TASK OBJECTIVE
Skip the pictures. Reproduce all other material exactly.
-- begin MATERIAL PROVIDED --
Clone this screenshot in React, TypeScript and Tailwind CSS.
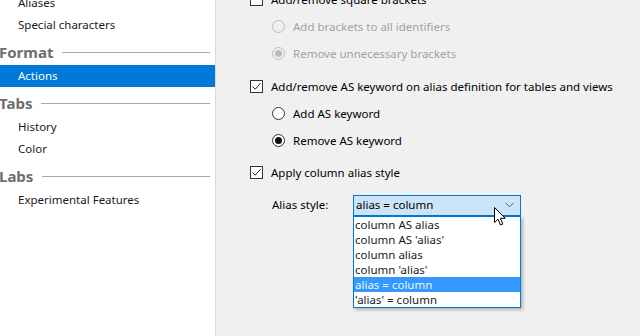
import React from "react";

const font = { fontFamily: '"Noto Sans", "Open Sans", sans-serif' };

const Check = ({ checked }: { checked?: boolean }) => (
  <span className="w-[13px] h-[13px] border border-[#333] bg-white flex items-center justify-center shrink-0">
    {checked && (
      <svg width="11" height="11" viewBox="0 0 11 11">
        <path d="M1.5 5.5 L4.2 8.2 L9.5 2.2" fill="none" stroke="#222" strokeWidth="1" />
      </svg>
    )}
  </span>
);

const Radio = ({ checked, disabled }: { checked?: boolean; disabled?: boolean }) => (
  <span
    className={
      "w-[13px] h-[13px] rounded-full border flex items-center justify-center shrink-0 " +
      (disabled ? "border-[#bcbcbc] bg-[#f0f0f0]" : "border-[#333] bg-white")
    }
  >
    {checked && (
      <span className={"w-[7px] h-[7px] rounded-full " + (disabled ? "bg-[#bcbcbc]" : "bg-[#111]")} />
    )}
  </span>
);

const Item = ({ label, active }: { label: string; active?: boolean }) => (
  <div
    className={
      "h-[22px] flex items-center pl-[18px] text-[11.5px] " +
      (active ? "bg-[#0078d7] text-white" : "text-[#1a1a1a]")
    }
  >
    {label}
  </div>
);

const Header = ({ label }: { label: string }) => (
  <div className="h-[29px] flex items-center gap-[9px] pt-[4px] pr-[5px] -ml-[1px]">
    <span className="text-[15px] font-bold text-[#6e6e6e] leading-none">{label}</span>
    <span className="flex-1 h-px bg-[#a9a9a9]" />
  </div>
);

const options = [
  "column AS alias",
  "column AS 'alias'",
  "column alias",
  "column 'alias'",
  "alias = column",
  "'alias' = column",
];

export default function App() {
  return (
    <div className="w-[640px] h-[336px] flex overflow-hidden" style={font}>
      <div className="w-[216px] h-full bg-white border-r border-[#dadada] shrink-0">
        <div className="-mt-[8px]">
          <Item label="Aliases" />
          <Item label="Special characters" />
          <Header label="Format" />
          <Item label="Actions" active />
          <Header label="Tabs" />
          <Item label="History" />
          <Item label="Color" />
          <Header label="Labs" />
          <Item label="Experimental Features" />
        </div>
      </div>

      <div className="flex-1 h-full bg-[#f0f0f0] pl-[34px] text-[11.5px] text-black">
        <div className="-mt-[14px] flex flex-col">
          <div className="h-[27px] flex items-center gap-[8px]">
            <Check />
            <span>Add/remove square brackets</span>
          </div>
          <div className="h-[27px] flex items-center gap-[8px] pl-[22px] text-[#a2a2a2]">
            <Radio disabled />
            <span>Add brackets to all identifiers</span>
          </div>
          <div className="h-[27px] flex items-center gap-[8px] pl-[22px] text-[#a2a2a2]">
            <Radio disabled checked />
            <span>Remove unnecessary brackets</span>
          </div>

          <div className="h-[27px] mt-[6px] flex items-center gap-[8px]">
            <Check checked />
            <span>Add/remove AS keyword on alias definition for tables and views</span>
          </div>
          <div className="h-[27px] flex items-center gap-[8px] pl-[22px]">
            <Radio />
            <span>Add AS keyword</span>
          </div>
          <div className="h-[27px] flex items-center gap-[8px] pl-[22px]">
            <Radio checked />
            <span>Remove AS keyword</span>
          </div>

          <div className="h-[27px] mt-[5px] flex items-center gap-[8px]">
            <Check checked />
            <span>Apply column alias style</span>
          </div>

          <div className="h-[22px] mt-[8px] flex items-center pl-[22px]">
            <span className="w-[81px]">Alias style:</span>
            <div className="relative">
              <div className="w-[168px] h-[21px] border border-[#0078d7] bg-[#cce4f7] flex items-center pl-[2px] pr-[6px]">
                <span className="flex-1">alias = column</span>
                <svg width="9" height="6" viewBox="0 0 9 6">
                  <path d="M0.5 0.8 L4.5 4.8 L8.5 0.8" fill="none" stroke="#606060" strokeWidth="1" />
                </svg>
              </div>
              <div className="absolute left-0 top-[21px] w-[168px] bg-white border border-[#0078d7] shadow-[2px_2px_3px_rgba(0,0,0,0.25)] z-10 flex flex-col">
                {options.map((o) => (
                  <div
                    key={o}
                    className={
                      "h-[15px] flex items-center pl-[1px] leading-[15px] " +
                      (o === "alias = column" ? "bg-[#3399ff] text-[#eef5ff]" : "text-[#1a1a1a]")
                    }
                  >
                    {o}
                  </div>
                ))}
              </div>
              <svg
                className="absolute left-[141px] top-[12px] z-20"
                width="13"
                height="20"
                viewBox="0 0 13 20"
              >
                <path
                  d="M0.5 0.5 L0.5 15.5 L4 12.2 L6.5 18 L8.8 17 L6.4 11.3 L11.2 11.3 Z"
                  fill="#fff"
                  stroke="#000"
                  strokeWidth="1"
                  strokeLinejoin="round"
                />
              </svg>
            </div>
          </div>
        </div>
      </div>
    </div>
  );
}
-- end MATERIAL PROVIDED --
RESULT OF THE TASK
Clone this screenshot in React, TypeScript and Tailwind CSS.
import React from "react";

const font = { fontFamily: '"Noto Sans", "Open Sans", sans-serif' };

const Check = ({ checked }: { checked?: boolean }) => (
  <span className="w-[13px] h-[13px] border border-[#333] bg-white flex items-center justify-center shrink-0">
    {checked && (
      <svg width="11" height="11" viewBox="0 0 11 11">
        <path d="M1.5 5.5 L4.2 8.2 L9.5 2.2" fill="none" stroke="#222" strokeWidth="1" />
      </svg>
    )}
  </span>
);

const Radio = ({ checked, disabled }: { checked?: boolean; disabled?: boolean }) => (
  <span
    className={
      "w-[13px] h-[13px] rounded-full border flex items-center justify-center shrink-0 " +
      (disabled ? "border-[#bcbcbc] bg-[#f0f0f0]" : "border-[#333] bg-white")
    }
  >
    {checked && (
      <span className={"w-[7px] h-[7px] rounded-full " + (disabled ? "bg-[#bcbcbc]" : "bg-[#111]")} />
    )}
  </span>
);

const Item = ({ label, active }: { label: string; active?: boolean }) => (
  <div
    className={
      "h-[22px] flex items-center pl-[18px] text-[11.5px] " +
      (active ? "bg-[#0078d7] text-white" : "text-[#1a1a1a]")
    }
  >
    {label}
  </div>
);

const Header = ({ label }: { label: string }) => (
  <div className="h-[29px] flex items-center gap-[9px] pt-[4px] pr-[5px] -ml-[1px]">
    <span className="text-[15px] font-bold text-[#6e6e6e] leading-none">{label}</span>
    <span className="flex-1 h-px bg-[#a9a9a9]" />
  </div>
);

const options = [
  "column AS alias",
  "column AS 'alias'",
  "column alias",
  "column 'alias'",
  "alias = column",
  "'alias' = column",
];

export default function App() {
  return (
    <div className="w-[640px] h-[336px] flex overflow-hidden" style={font}>
      <div className="w-[216px] h-full bg-white border-r border-[#dadada] shrink-0">
        <div className="-mt-[8px]">
          <Item label="Aliases" />
          <Item label="Special characters" />
          <Header label="Format" />
          <Item label="Actions" active />
          <Header label="Tabs" />
          <Item label="History" />
          <Item label="Color" />
          <Header label="Labs" />
          <Item label="Experimental Features" />
        </div>
      </div>

      <div className="flex-1 h-full bg-[#f0f0f0] pl-[34px] text-[11.5px] text-black">
        <div className="-mt-[14px] flex flex-col">
          <div className="h-[27px] flex items-center gap-[8px]">
            <Check />
            <span>Add/remove square brackets</span>
          </div>
          <div className="h-[27px] flex items-center gap-[8px] pl-[22px] text-[#a2a2a2]">
            <Radio disabled />
            <span>Add brackets to all identifiers</span>
          </div>
          <div className="h-[27px] flex items-center gap-[8px] pl-[22px] text-[#a2a2a2]">
            <Radio disabled checked />
            <span>Remove unnecessary brackets</span>
          </div>

          <div className="h-[27px] mt-[6px] flex items-center gap-[8px]">
            <Check checked />
            <span>Add/remove AS keyword on alias definition for tables and views</span>
          </div>
          <div className="h-[27px] flex items-center gap-[8px] pl-[22px]">
            <Radio />
            <span>Add AS keyword</span>
          </div>
          <div className="h-[27px] flex items-center gap-[8px] pl-[22px]">
            <Radio checked />
            <span>Remove AS keyword</span>
          </div>

          <div className="h-[27px] mt-[5px] flex items-center gap-[8px]">
            <Check checked />
            <span>Apply column alias style</span>
          </div>

          <div className="h-[22px] mt-[8px] flex items-center pl-[22px]">
            <span className="w-[81px]">Alias style:</span>
            <div className="relative">
              <div className="w-[168px] h-[21px] border border-[#0078d7] bg-[#cce4f7] flex items-center pl-[2px] pr-[6px]">
                <span className="flex-1">alias = column</span>
                <svg width="9" height="6" viewBox="0 0 9 6">
                  <path d="M0.5 0.8 L4.5 4.8 L8.5 0.8" fill="none" stroke="#606060" strokeWidth="1" />
                </svg>
              </div>
              <div className="absolute left-0 top-[21px] w-[168px] bg-white border border-[#0078d7] shadow-[2px_2px_3px_rgba(0,0,0,0.25)] z-10 flex flex-col">
                {options.map((o) => (
                  <div
                    key={o}
                    className={
                      "h-[15px] flex items-center pl-[1px] leading-[15px] " +
                      (o === "alias = column" ? "bg-[#3399ff] text-[#eef5ff]" : "text-[#1a1a1a]")
                    }
                  >
                    {o}
                  </div>
                ))}
              </div>
              <svg
                className="absolute left-[141px] top-[12px] z-20"
                width="13"
                height="20"
                viewBox="0 0 13 20"
              >
                <path
                  d="M0.5 0.5 L0.5 15.5 L4 12.2 L6.5 18 L8.8 17 L6.4 11.3 L11.2 11.3 Z"
                  fill="#fff"
                  stroke="#000"
                  strokeWidth="1"
                  strokeLinejoin="round"
                />
              </svg>
            </div>
          </div>
        </div>
      </div>
    </div>
  );
}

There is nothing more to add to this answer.